The Laquedemitasse asked if we could light a menorah this year. "Sure," said I, "but why do you ask?" (The L'tasse has no religious education and likely couldn't say what faiths his parents have belonged to or wandered away from.) "The Good Neighbor Doctor's family has one, so we should get one," he replied brightly.
Odd, I thought, I didn't know the G.N.D.s were Jewish, so I mentioned this to Mrs. Laquedem, whose eyebrows went up. "The G.N.D.s are Catholic," she said. "I'm sure they don't have a menorah."
So I located a menorah and we lit the candles on December 24 (the first night) as we will do for the rest of the week. The Laquedemitasse took great joy in helping to kindle the tapers. Whether he wanted a menorah because he thought (wrongly) that he would get another seven nights of presents, or because he wants a week to play with fire, I don't know. I'm hoping it's the former.
Two posts by Professor Bogdanski and Lars Larson, dealing with the subject of the use or non-use of the word "Christmas" in "Christmas tree," got me thinking on the subject. I found an illuminating history of Christmas trees at The History Channel. I'll summarize it as follows:
1. The tradition of decorating houses in winter with evergreens of some sort predates Christianity.
2. The Germans put up and decorated small Christmas trees starting in the 1600s. Colonial Americans deplored the joyous celebration of Christmas, and did not put up and decorate trees. The Mayflower group would have ostracized, or worse, anyone who decorated a tree to celebrate Christmas.
3. In the 1840s, Queen Victoria and Prince Albert put up a Christmas tree in London, and English and American society followed their lead. At about the same time, German immigrants to the United States, whose numbers were increasing, were putting up trees.

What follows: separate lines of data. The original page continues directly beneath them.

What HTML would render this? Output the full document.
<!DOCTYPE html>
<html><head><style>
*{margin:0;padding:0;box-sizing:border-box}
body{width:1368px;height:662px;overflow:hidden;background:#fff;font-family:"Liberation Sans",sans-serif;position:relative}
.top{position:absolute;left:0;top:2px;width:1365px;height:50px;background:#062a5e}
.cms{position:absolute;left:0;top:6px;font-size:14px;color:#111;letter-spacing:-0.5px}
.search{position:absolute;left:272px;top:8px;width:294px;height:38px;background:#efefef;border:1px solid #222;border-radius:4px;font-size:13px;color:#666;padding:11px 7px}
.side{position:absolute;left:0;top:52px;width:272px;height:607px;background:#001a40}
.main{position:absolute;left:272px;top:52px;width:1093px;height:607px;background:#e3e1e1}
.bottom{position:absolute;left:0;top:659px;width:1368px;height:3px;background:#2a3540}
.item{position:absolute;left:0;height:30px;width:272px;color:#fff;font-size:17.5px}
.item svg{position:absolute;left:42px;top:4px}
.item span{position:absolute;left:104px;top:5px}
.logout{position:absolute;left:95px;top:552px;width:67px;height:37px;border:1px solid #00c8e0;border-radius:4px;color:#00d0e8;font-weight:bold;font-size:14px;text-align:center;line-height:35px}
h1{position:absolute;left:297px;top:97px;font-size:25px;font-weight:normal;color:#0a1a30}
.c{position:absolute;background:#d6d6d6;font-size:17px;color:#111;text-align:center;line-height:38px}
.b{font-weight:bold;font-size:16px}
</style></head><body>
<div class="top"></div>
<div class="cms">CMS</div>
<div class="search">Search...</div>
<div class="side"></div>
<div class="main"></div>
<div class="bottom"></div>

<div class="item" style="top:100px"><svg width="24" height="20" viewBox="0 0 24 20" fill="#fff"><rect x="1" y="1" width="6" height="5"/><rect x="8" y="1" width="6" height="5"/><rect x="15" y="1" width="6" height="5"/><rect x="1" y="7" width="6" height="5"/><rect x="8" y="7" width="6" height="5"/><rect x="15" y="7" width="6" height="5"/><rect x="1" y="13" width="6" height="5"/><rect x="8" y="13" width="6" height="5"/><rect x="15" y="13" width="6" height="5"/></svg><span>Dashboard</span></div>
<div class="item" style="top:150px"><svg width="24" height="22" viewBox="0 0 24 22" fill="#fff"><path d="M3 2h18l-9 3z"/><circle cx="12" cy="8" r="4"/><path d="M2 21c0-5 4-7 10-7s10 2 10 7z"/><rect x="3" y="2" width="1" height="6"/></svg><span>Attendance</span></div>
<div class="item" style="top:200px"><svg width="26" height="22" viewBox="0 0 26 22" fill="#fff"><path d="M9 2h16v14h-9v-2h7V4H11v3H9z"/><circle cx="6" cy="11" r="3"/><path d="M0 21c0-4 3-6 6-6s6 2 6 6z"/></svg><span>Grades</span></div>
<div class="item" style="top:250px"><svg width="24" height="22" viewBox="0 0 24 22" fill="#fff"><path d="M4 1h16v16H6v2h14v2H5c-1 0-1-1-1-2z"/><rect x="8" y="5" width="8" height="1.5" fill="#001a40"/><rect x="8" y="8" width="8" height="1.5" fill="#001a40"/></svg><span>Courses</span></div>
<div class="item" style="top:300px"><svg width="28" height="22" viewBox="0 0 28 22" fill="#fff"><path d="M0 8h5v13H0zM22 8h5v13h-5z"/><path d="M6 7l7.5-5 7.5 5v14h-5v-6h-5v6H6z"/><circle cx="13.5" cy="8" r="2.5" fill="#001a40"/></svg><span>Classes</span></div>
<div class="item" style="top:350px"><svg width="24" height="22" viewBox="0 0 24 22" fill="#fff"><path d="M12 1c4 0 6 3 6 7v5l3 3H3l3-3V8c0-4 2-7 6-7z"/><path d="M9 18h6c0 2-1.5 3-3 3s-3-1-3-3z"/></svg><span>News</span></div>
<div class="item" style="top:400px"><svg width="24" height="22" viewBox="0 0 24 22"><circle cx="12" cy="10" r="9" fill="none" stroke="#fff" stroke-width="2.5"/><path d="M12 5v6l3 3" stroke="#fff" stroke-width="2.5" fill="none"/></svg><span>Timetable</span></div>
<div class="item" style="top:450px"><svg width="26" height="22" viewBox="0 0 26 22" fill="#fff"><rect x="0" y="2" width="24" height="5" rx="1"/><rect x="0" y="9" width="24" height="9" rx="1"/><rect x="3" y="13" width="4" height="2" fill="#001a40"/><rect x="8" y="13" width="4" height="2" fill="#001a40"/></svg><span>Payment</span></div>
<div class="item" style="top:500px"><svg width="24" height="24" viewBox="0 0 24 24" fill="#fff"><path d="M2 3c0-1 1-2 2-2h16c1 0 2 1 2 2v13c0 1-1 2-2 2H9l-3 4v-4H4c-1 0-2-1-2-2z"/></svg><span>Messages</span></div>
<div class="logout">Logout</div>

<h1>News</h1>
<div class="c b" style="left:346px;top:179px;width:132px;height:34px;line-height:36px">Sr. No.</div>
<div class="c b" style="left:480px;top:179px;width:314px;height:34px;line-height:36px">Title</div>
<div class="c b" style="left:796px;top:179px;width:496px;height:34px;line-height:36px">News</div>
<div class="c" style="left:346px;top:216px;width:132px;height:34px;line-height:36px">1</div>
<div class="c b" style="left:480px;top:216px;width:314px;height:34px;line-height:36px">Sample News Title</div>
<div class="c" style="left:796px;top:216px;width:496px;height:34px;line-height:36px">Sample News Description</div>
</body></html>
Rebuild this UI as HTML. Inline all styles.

4. (Here I've added to the research of The History Channel with some other work.) By the 1880s or 1890s, the celebration of Christmas had become commercialized -- for example, F.W. Woolworth was importing glass ornaments for trees -- and the tree had become part of the secular and commercial celebration of Christmas in the United States. (Commerce really should have taken hold of Hanukkah instead, because it lasts for eight days and could have been an excuse for eight times the shopping that Christmas offers.)
I am not a Christian. I celebrate Christmas as a secular holiday. The Christmas tree in the town square doesn't bother me, because it's secular; in America it's not a symbol with religious origins. (Actually I rather like the idea of putting up a tree in my house to celebrate America's history of commercial enterprise.) Calling it a "holiday tree" suggests that we aren't really sure which holiday we're celebrating.
A radical mullah in Iraq, Acham al-Muzzarah, in a speech broadcast by the Arab news network al-Jazeera, has called for the assassination of the head of a western nation, demonstrating to me that some people by nature of their extremist beliefs are unlikely ever to be enlightened to the point of accepting democratic values.
Oops -- I've just checked my notes. The location wasn't in Iraq, but in America; the network wasn't al-Jazeera, but the Christian Broadcast Network; the speaker wasn't a mullah, but a minister; and his name wasn't Acham al-Muzzarah, but Pat Robertson.
Sorry about my errors, but I don't see why they should change my conclusion.